Evaluation of hydraulic conductivity of reconstructed granular media generated using low-order probability functions

The hydraulic conductivity of three-dimensional artificial two-phase (fluid phase and solid phase) models with varying solid clustering sizes are evaluated to explore the effect of phase clustering, using low-order probability functions. The original random and heterogeneous microstructure models are made by placing randomly dispersed voxels with varying clustering sizes and the same porosity. The two-point correlation and lineal-path functions are applied to extract characteristics of phase clustering. The reconstructed models whose low-order probability functions are analogous to the original models are then made by a stochastic optimization process. This process allows one to generate equivalent reconstructed models to the original microstructure. The hydraulic conductivity values of both original and reconstructed models along three perpendicular directions are evaluated by solving Navier-Stoke's equation and averaging local velocity values of fluids with the aid of finite element scheme.

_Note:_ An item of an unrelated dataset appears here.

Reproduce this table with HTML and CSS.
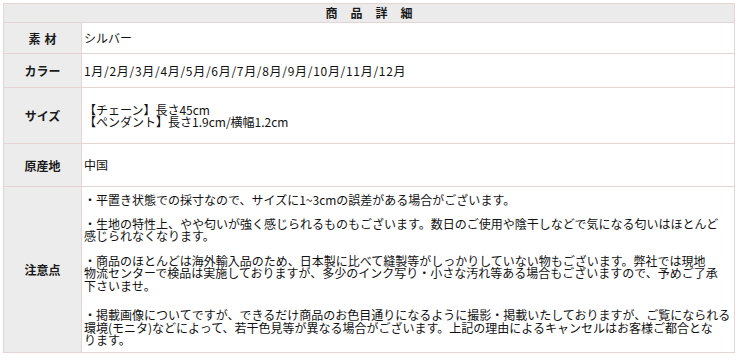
FILE: index.html
```html
<!DOCTYPE html>
<html lang="ja">
<head>
<meta charset="utf-8">
<title>商品詳細</title>
<link rel="stylesheet" href="styles.css">
</head>
<body>
<div class="page">
  <div class="spec">
    <div class="head">商品詳細</div>
    <div class="label h1"><span class="spaced">素材</span></div>
    <div class="value h1">シルバー</div>
    <div class="label h2">カラー</div>
    <div class="value h2 months">1月/2月/3月/4月/5月/6月/7月/8月/9月/10月/11月/12月</div>
    <div class="label h3">サイズ</div>
    <div class="value h3"><span class="ln">【チェーン】長さ45cm</span><span class="ln">【ペンダント】長さ1.9cm/横幅1.2cm</span></div>
    <div class="label h4">原産地</div>
    <div class="value h4">中国</div>
    <div class="label h5">注意点</div>
    <div class="value h5 notes">
      <p class="p1"><span class="ln">・平置き状態での採寸なので、サイズに1~3cmの誤差がある場合がございます。</span></p>
      <p class="p2"><span class="ln">・生地の特性上、やや匂いが強く感じられるものもございます。数日のご使用や陰干しなどで気になる匂いはほとんど</span><span class="ln">感じられなくなります。</span></p>
      <p class="p3"><span class="ln">・商品のほとんどは海外輸入品のため、日本製に比べて縫製等がしっかりしていない物もございます。弊社では現地</span><span class="ln">物流センターで検品は実施しておりますが、多少のインク写り・小さな汚れ等ある場合もございますので、予めご了承</span><span class="ln">下さいませ。</span></p>
      <p class="p4"><span class="ln">・掲載画像についてですが、できるだけ商品のお色目通りになるように撮影・掲載いたしておりますが、ご覧になられる</span><span class="ln">環境(モニタ)などによって、若干色見等が異なる場合がございます。上記の理由によるキャンセルはお客様ご都合とな</span><span class="ln">ります。</span></p>
    </div>
  </div>
</div>
</body>
</html>
```
FILE: styles.css
```css
html, body {
  margin: 0;
  padding: 0;
  background: #ffffff;
}
.page {
  padding: 3px 3px 0 3px;
  font-family: "Noto Sans CJK JP", "Noto Sans", sans-serif;
  font-size: 12px;
  color: #111111;
}
.spec {
  display: grid;
  grid-template-columns: 78px 1fr;
  width: 731px;
  border-top: 1px solid #e6d4d4;
  border-left: 1px solid #e6d4d4;
}
.spec > div {
  border-right: 1px solid #e6d4d4;
  border-bottom: 1px solid #e6d4d4;
  box-sizing: border-box;
}
.head {
  grid-column: 1 / 3;
  background: #ebebeb;
  text-align: center;
  font-weight: bold;
  height: 19px;
  line-height: 18px;
  color: #1a1a1a;
  letter-spacing: 13px;
  padding-left: 13px;
}
.label {
  background: #ececec;
  font-weight: bold;
  color: #1a1a1a;
  display: flex;
  align-items: center;
  justify-content: center;
}
.spaced {
  letter-spacing: 4px;
  padding-left: 4px;
}
.value {
  background: #ffffff;
  display: flex;
  flex-direction: column;
  justify-content: center;
  padding: 0 2px 0 2px;
  line-height: 12px;
  white-space: nowrap;
}
.months {
  letter-spacing: 0.7px;
}
.ln {
  display: block;
  height: 12px;
  line-height: 12px;
  overflow: visible;
}
.h1 { height: 31px; }
.h2 { height: 34px; }
.h3 { height: 56px; }
.h4 { height: 43px; }
.h5 { height: 166px; }
.notes {
  justify-content: flex-start;
  padding-top: 7px;
}
.notes p {
  margin: 0;
}
.notes .ln {
  height: 12.5px;
  line-height: 12.5px;
}
.notes .p1 { margin-bottom: 11px; }
.notes .p2 { margin-bottom: 12px; }
.notes .p3 { margin-bottom: 17px; }
```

Results are analyzed to evaluate the applicability of reconstruction approach depending on the phase clustering. The fluid flow through porous media is further examined with the observation of flow resistance and percolation path. The effects of anisotropy of the fluid phase are also discussed to explore the applicability of stochastic optimization process. It is concluded that the low-order probabilistic functions provide an efficient tool to reconstruct three dimensional microstructures up to certain degree of clustering sizes and to simulate the flow behavior in porous media.